Skip the pictures. Reproduce all other material exactly.

--------------------------------------------------

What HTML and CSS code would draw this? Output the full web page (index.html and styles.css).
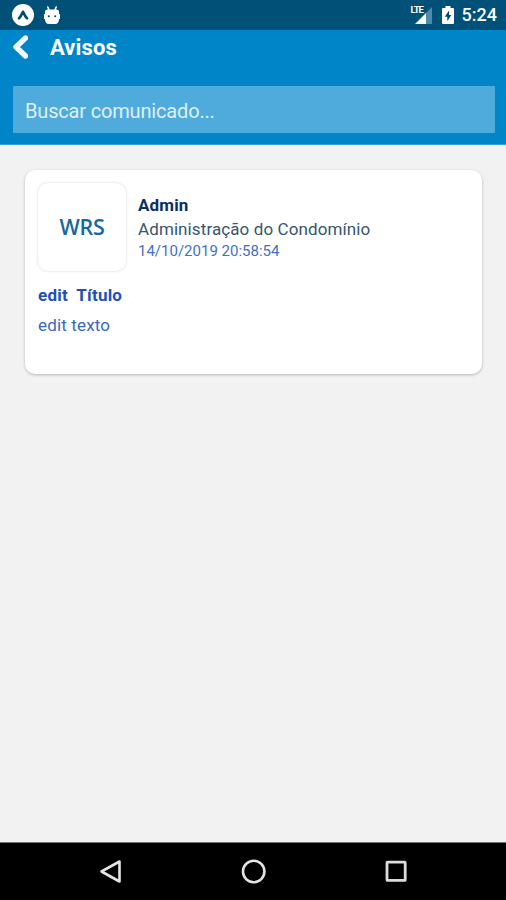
FILE: index.html
```html
<!DOCTYPE html>
<html lang="pt-BR">
<head>
  <meta charset="UTF-8" />
  <meta name="viewport" content="width=device-width, initial-scale=1.0"/>
  <title>Avisos</title>
  <link rel="stylesheet" href="styles.css">
</head>
<body>
  <div class="app">
    <div class="status-bar">
      <div class="status-left">
        <svg width="22" height="22" viewBox="0 0 22 22">
          <circle cx="11" cy="11" r="11" fill="#fff"/>
          <path d="M7 14.4Q8.8 12.6 11 7.8Q13.2 12.6 15 14.4" fill="none" stroke="#00496f" stroke-width="2.6" stroke-linecap="round" stroke-linejoin="round"/>
        </svg>
        <svg width="16" height="19" viewBox="0 0 16 19">
          <path d="M3.8 1L5 4M12.2 1L11 4" stroke="#fff" stroke-width="1.6" stroke-linecap="round"/>
          <path d="M1 6Q1 3.5 3.5 3.5H12.5Q15 3.5 15 6V8H16V13H15Q15 18 11 18H5Q1 18 1 13H0V8H1Z" fill="#fff"/>
          <circle cx="4.8" cy="10.3" r="1" fill="#00496f"/>
          <circle cx="11.2" cy="10.3" r="1" fill="#00496f"/>
        </svg>
      </div>
      <div class="status-right">
        <div class="signal">
          <svg width="19" height="17" viewBox="0 0 19 17">
            <path d="M19 0V17H13V6Z" fill="#4f8aa8"/>
            <path d="M13 6V17H2Z" fill="#fff"/>
          </svg>
          <span class="lte">LTE</span>
        </div>
        <svg class="battery" width="12" height="18" viewBox="0 0 12 18">
          <path d="M3.5 0H8.5V2H11Q12 2 12 3V17Q12 18 11 18H1Q0 18 0 17V3Q0 2 1 2H3.5Z" fill="#fff"/>
          <path d="M7 4.5L2.8 10.8H5.3V15.2L9.3 8.9H7Z" fill="#00496f"/>
        </svg>
        <span class="time">5:24</span>
      </div>
    </div>

    <header class="header">
      <div class="title-row">
        <svg width="16" height="24" viewBox="0 0 16 24">
          <path d="M13.5 3L4 12L13.5 21" fill="none" stroke="#f3f9fd" stroke-width="5.4" stroke-linecap="round" stroke-linejoin="round"/>
        </svg>
        <h1>Avisos</h1>
      </div>
      <input class="search" type="text" placeholder="Buscar comunicado..." />
    </header>

    <main class="content">
      <div class="card">
        <div class="card-top">
          <div class="logo">WRS</div>
          <div class="info">
            <div class="name">Admin</div>
            <div class="role">Administração do Condomínio</div>
            <div class="date">14/10/2019 20:58:54</div>
          </div>
        </div>
        <h2>edit&nbsp; Título</h2>
        <p>edit texto</p>
      </div>
    </main>

    <nav class="nav-bar">
      <svg width="24" height="26" viewBox="0 0 24 26">
        <path d="M20.5 2.5V22.5L2.5 12.5Z" fill="none" stroke="#e4e4e4" stroke-width="2.6" stroke-linejoin="round"/>
      </svg>
      <svg width="26" height="26" viewBox="0 0 26 26">
        <circle cx="12.7" cy="12.5" r="10.7" fill="none" stroke="#e4e4e4" stroke-width="2.6"/>
      </svg>
      <svg width="24" height="26" viewBox="0 0 24 26">
        <rect x="3" y="3.2" width="18.2" height="18.2" rx="0.5" fill="none" stroke="#dcdcdc" stroke-width="2.8"/>
      </svg>
    </nav>
  </div>
</body>
</html>
```
FILE: styles.css
```css
* {
  box-sizing: border-box;
  font-family: Roboto, sans-serif;
}

body {
  margin: 0;
  background: #f2f2f2;
}

svg {
  display: block;
}

.app {
  height: 100vh;
  display: flex;
  flex-direction: column;
}

.status-bar {
  height: 30px;
  padding: 0 9px 0 12px;
  background: #005077;
  display: flex;
  justify-content: space-between;
  align-items: center;
}

.status-left,
.status-right {
  display: flex;
  align-items: center;
}

.status-left {
  gap: 10px;
}

.signal {
  position: relative;
  margin-right: 10px;
}

.lte {
  position: absolute;
  left: -2px;
  top: -2px;
  color: #fff;
  font-size: 9.5px;
  line-height: 10px;
  font-weight: 700;
  letter-spacing: -1px;
}

.time {
  margin-left: 8px;
  color: #fff;
  font-size: 18px;
  font-weight: 500;
  line-height: 32px;
}

.header {
  height: 115px;
  padding: 5px 12px 0;
  background: #0085c8;
  border-bottom: 1px solid #3a9fd4;
}

.title-row {
  display: flex;
  align-items: center;
  gap: 22px;
  height: 24px;
}

h1 {
  margin: 0;
  padding-top: 2px;
  color: #fff;
  font-size: 22px;
  line-height: 24px;
  font-weight: 700;
  letter-spacing: 0.1px;
}

.search {
  display: block;
  width: 482px;
  height: 47px;
  margin: 27px 0 0 0.5px;
  padding: 2px 12.5px 0;
  border: none;
  border-radius: 1px;
  background: #4fabdb;
  color: #fff;
  font-size: 20px;
  letter-spacing: -0.17px;
}

.search::placeholder {
  color: #dff0fa;
  opacity: 1;
}

.content {
  flex: 1;
  padding: 25px 24px 0 25px;
}

.card {
  height: 204px;
  padding: 13px;
  background: #fff;
  border-radius: 10px;
  box-shadow: 0 1px 3px rgba(0,0,0,0.25);
}

.card-top {
  display: flex;
  gap: 12px;
}

.logo {
  width: 88px;
  height: 88px;
  border-radius: 10px;
  box-shadow: 0 0 3px rgba(0,0,0,0.16);
  color: #17699c;
  font-family: "Open Sans", sans-serif;
  font-size: 21.5px;
  font-weight: 600;
  line-height: 88px;
  text-align: center;
  letter-spacing: -0.3px;
}

.info {
  padding-top: 10px;
}

.name {
  color: #08305f;
  font-size: 17px;
  font-weight: 700;
  line-height: 24px;
  letter-spacing: 0.15px;
}

.role {
  color: #36566f;
  font-size: 17px;
  line-height: 24px;
  letter-spacing: 0.1px;
}

.date {
  color: #4270c8;
  font-size: 15px;
  line-height: 20px;
}

h2 {
  margin: 13px 0 0;
  color: #1c50bb;
  font-size: 17px;
  font-weight: 700;
  line-height: 22px;
  letter-spacing: 0.22px;
}

p {
  margin: 8px 0 0;
  color: #3969ba;
  font-size: 17px;
  line-height: 22px;
  letter-spacing: 0.15px;
}

.nav-bar {
  height: 58px;
  padding: 0 98px 0 99px;
  background: #000;
  border-top: 1px solid #777;
  display: flex;
  justify-content: space-between;
  align-items: center;
}
```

--------------------------------------------------

RESULT FOR THIS EXERCISE
What HTML and CSS code would draw this? Output the full web page (index.html and styles.css).
FILE: index.html
```html
<!DOCTYPE html>
<html lang="pt-BR">
<head>
  <meta charset="UTF-8" />
  <meta name="viewport" content="width=device-width, initial-scale=1.0"/>
  <title>Avisos</title>
  <link rel="stylesheet" href="styles.css">
</head>
<body>
  <div class="app">
    <div class="status-bar">
      <div class="status-left">
        <svg width="22" height="22" viewBox="0 0 22 22">
          <circle cx="11" cy="11" r="11" fill="#fff"/>
          <path d="M7 14.4Q8.8 12.6 11 7.8Q13.2 12.6 15 14.4" fill="none" stroke="#00496f" stroke-width="2.6" stroke-linecap="round" stroke-linejoin="round"/>
        </svg>
        <svg width="16" height="19" viewBox="0 0 16 19">
          <path d="M3.8 1L5 4M12.2 1L11 4" stroke="#fff" stroke-width="1.6" stroke-linecap="round"/>
          <path d="M1 6Q1 3.5 3.5 3.5H12.5Q15 3.5 15 6V8H16V13H15Q15 18 11 18H5Q1 18 1 13H0V8H1Z" fill="#fff"/>
          <circle cx="4.8" cy="10.3" r="1" fill="#00496f"/>
          <circle cx="11.2" cy="10.3" r="1" fill="#00496f"/>
        </svg>
      </div>
      <div class="status-right">
        <div class="signal">
          <svg width="19" height="17" viewBox="0 0 19 17">
            <path d="M19 0V17H13V6Z" fill="#4f8aa8"/>
            <path d="M13 6V17H2Z" fill="#fff"/>
          </svg>
          <span class="lte">LTE</span>
        </div>
        <svg class="battery" width="12" height="18" viewBox="0 0 12 18">
          <path d="M3.5 0H8.5V2H11Q12 2 12 3V17Q12 18 11 18H1Q0 18 0 17V3Q0 2 1 2H3.5Z" fill="#fff"/>
          <path d="M7 4.5L2.8 10.8H5.3V15.2L9.3 8.9H7Z" fill="#00496f"/>
        </svg>
        <span class="time">5:24</span>
      </div>
    </div>

    <header class="header">
      <div class="title-row">
        <svg width="16" height="24" viewBox="0 0 16 24">
          <path d="M13.5 3L4 12L13.5 21" fill="none" stroke="#f3f9fd" stroke-width="5.4" stroke-linecap="round" stroke-linejoin="round"/>
        </svg>
        <h1>Avisos</h1>
      </div>
      <input class="search" type="text" placeholder="Buscar comunicado..." />
    </header>

    <main class="content">
      <div class="card">
        <div class="card-top">
          <div class="logo">WRS</div>
          <div class="info">
            <div class="name">Admin</div>
            <div class="role">Administração do Condomínio</div>
            <div class="date">14/10/2019 20:58:54</div>
          </div>
        </div>
        <h2>edit&nbsp; Título</h2>
        <p>edit texto</p>
      </div>
    </main>

    <nav class="nav-bar">
      <svg width="24" height="26" viewBox="0 0 24 26">
        <path d="M20.5 2.5V22.5L2.5 12.5Z" fill="none" stroke="#e4e4e4" stroke-width="2.6" stroke-linejoin="round"/>
      </svg>
      <svg width="26" height="26" viewBox="0 0 26 26">
        <circle cx="12.7" cy="12.5" r="10.7" fill="none" stroke="#e4e4e4" stroke-width="2.6"/>
      </svg>
      <svg width="24" height="26" viewBox="0 0 24 26">
        <rect x="3" y="3.2" width="18.2" height="18.2" rx="0.5" fill="none" stroke="#dcdcdc" stroke-width="2.8"/>
      </svg>
    </nav>
  </div>
</body>
</html>
```
FILE: styles.css
```css
* {
  box-sizing: border-box;
  font-family: Roboto, sans-serif;
}

body {
  margin: 0;
  background: #f2f2f2;
}

svg {
  display: block;
}

.app {
  height: 100vh;
  display: flex;
  flex-direction: column;
}

.status-bar {
  height: 30px;
  padding: 0 9px 0 12px;
  background: #005077;
  display: flex;
  justify-content: space-between;
  align-items: center;
}

.status-left,
.status-right {
  display: flex;
  align-items: center;
}

.status-left {
  gap: 10px;
}

.signal {
  position: relative;
  margin-right: 10px;
}

.lte {
  position: absolute;
  left: -2px;
  top: -2px;
  color: #fff;
  font-size: 9.5px;
  line-height: 10px;
  font-weight: 700;
  letter-spacing: -1px;
}

.time {
  margin-left: 8px;
  color: #fff;
  font-size: 18px;
  font-weight: 500;
  line-height: 32px;
}

.header {
  height: 115px;
  padding: 5px 12px 0;
  background: #0085c8;
  border-bottom: 1px solid #3a9fd4;
}

.title-row {
  display: flex;
  align-items: center;
  gap: 22px;
  height: 24px;
}

h1 {
  margin: 0;
  padding-top: 2px;
  color: #fff;
  font-size: 22px;
  line-height: 24px;
  font-weight: 700;
  letter-spacing: 0.1px;
}

.search {
  display: block;
  width: 482px;
  height: 47px;
  margin: 27px 0 0 0.5px;
  padding: 2px 12.5px 0;
  border: none;
  border-radius: 1px;
  background: #4fabdb;
  color: #fff;
  font-size: 20px;
  letter-spacing: -0.17px;
}

.search::placeholder {
  color: #dff0fa;
  opacity: 1;
}

.content {
  flex: 1;
  padding: 25px 24px 0 25px;
}

.card {
  height: 204px;
  padding: 13px;
  background: #fff;
  border-radius: 10px;
  box-shadow: 0 1px 3px rgba(0,0,0,0.25);
}

.card-top {
  display: flex;
  gap: 12px;
}

.logo {
  width: 88px;
  height: 88px;
  border-radius: 10px;
  box-shadow: 0 0 3px rgba(0,0,0,0.16);
  color: #17699c;
  font-family: "Open Sans", sans-serif;
  font-size: 21.5px;
  font-weight: 600;
  line-height: 88px;
  text-align: center;
  letter-spacing: -0.3px;
}

.info {
  padding-top: 10px;
}

.name {
  color: #08305f;
  font-size: 17px;
  font-weight: 700;
  line-height: 24px;
  letter-spacing: 0.15px;
}

.role {
  color: #36566f;
  font-size: 17px;
  line-height: 24px;
  letter-spacing: 0.1px;
}

.date {
  color: #4270c8;
  font-size: 15px;
  line-height: 20px;
}

h2 {
  margin: 13px 0 0;
  color: #1c50bb;
  font-size: 17px;
  font-weight: 700;
  line-height: 22px;
  letter-spacing: 0.22px;
}

p {
  margin: 8px 0 0;
  color: #3969ba;
  font-size: 17px;
  line-height: 22px;
  letter-spacing: 0.15px;
}

.nav-bar {
  height: 58px;
  padding: 0 98px 0 99px;
  background: #000;
  border-top: 1px solid #777;
  display: flex;
  justify-content: space-between;
  align-items: center;
}
```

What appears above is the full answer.